My first big crush in high school was a boy named Jason. This particular unrequited love interest consumed the spring of my sophomore year and long into my junior year, when I transferred my interests to a different boy. All my friends knew (and thought I’d taken leave of my senses), and my mother knew (though my father only knew him by a code name), and he eventually knew. He kindly, considerately, and honestly informed me that he cared about a girl and, alas, I was not her.
I’m sure this sort of thing is common. What I’m not certain is whether how he found out that he was the object of my starry-eyed affections is common, too. (Maybe you can tell me?)
Our class had been reading Cyrano de Bergerac. Our hero, Cyrano, is clever, witty, and has a horribly huge nose. Women won’t look twice at the poor guy. In contrast, Christian is a gorgeous hunk—not the words that the playwright uses—and horribly tongue-tied around the beautiful Roxanne. Of course, as is the case in so many of these stories, Cyrano adores Roxanne, too. Christian asks Cyrano to help him woo Roxanne. Cyrano agrees. He writes Christian’s love letters, prompts him on romantic lines as the hunk calls to Roxanne from beneath her balcony (a la Romeo and Juliet), and generally helps Roxanne, his own adored, to fall in love with Christian.
(If anyone remembers the mid-90s TV program My So-Called Life, a similar plotline unfolds between Angela, the cute guy, and the geeky guy. In the last episode, she learns the truth and the frame freezes. We never know who she chooses because the show wasn’t renewed.)
Then Christian dies in battle. Roxanne, believing that her love has died, remains single and remains friends with ugly Cyrano. Finally, when Cyrano is dying, she learns the truth and realizes that the man she loved was really Cyrano. He dies.
I found this terribly romantic. One day, while sighing over the still-oblivious Jason, I came up with an idea. I would play Cyrano: write anonymous letters to him, “wooing” him, and have them delivered through a senior pal of mine. (She was friends with many different people, so my identity wouldn’t be obvious.) This girl reluctantly agreed to play postal worker. (At least someone had some sense!)
I had this insane idea that Jason and I would correspond this way, and eventually he would fall in love with the true me. It wouldn’t matter that I wasn’t pretty and thin; he’d see the real me through my words. Everlasting love would follow. Cue the wedding bells.

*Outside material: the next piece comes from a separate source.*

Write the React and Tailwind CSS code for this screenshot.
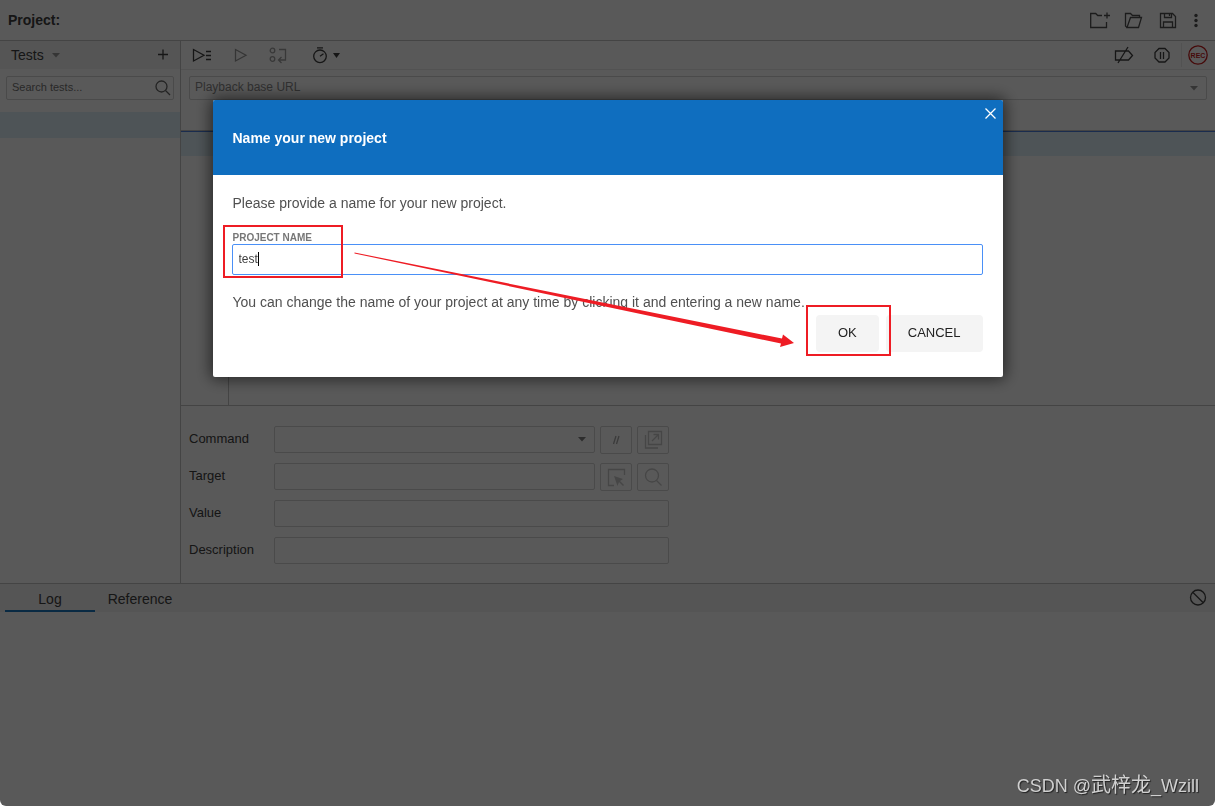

That’s not quite what happened.
First of all, I made the mistake of choosing a postal worker who was also friends with the object of his affections. This made him desperate to find out if I was her; in retrospect, this was cruel because it gave him false hope. Second, I dropped too many clues as to my identity. He guessed within two or three notes.
He stopped me in the hallway, said a few kind, friendly words, and gave me another note. I hid in a bathroom stall and read it. This is the one where he told me that he didn’t reciprocate my feelings. Far from being devastated, I was elated. Among other things that had tipped him off, he mentioned my “style of writing.”
I had a style of writing!
Oh my goodness gracious, I thought, I have a style of writing. I had read many, many books on the writing craft, and they mentioned needing a strong author’s voice. I was sixteen, remember, and no one had seen any of my fiction. All anyone had read was my essays for class or tests. Though my freshman English teacher had said I had a gift for writing—thank you, Mrs. H.—I didn’t know if I had an author’s voice.
So for the boy I adored to give me that compliment . . . well, that made my heart bounce like a child on a trampoline.
I’ve had other, similar moments. A professor stopping me after class to tell me I had a gift for writing. An agent saying I had good story-telling skills. A writing conference buddy telling me that the published author who had read my sample pages had told him that she enjoyed them. A writing friend telling me that my characters had depth.
It’s those sort of things that keep me from quitting.
If you’re a writer, you’ve probably had similar experiences. (Not the failed love affair type, the compliment type.) Someone told you to keep going. Told you there was promise in your writing, even if it was buried beneath layers of rotting compost and sediment. Encouraged you to try. To put pen on paper, hands on keyboard, and write, just write: blogs, stories, poems, essays, anything. They gave you a push, and here you are, still writing.
Tell me about these moments. If there’s a specific person, tell me about them. If they’ve got a blog or website, share the link. There’s enough negativity in this world, so let’s focus for a bit on the positive. Encouragers should be honored.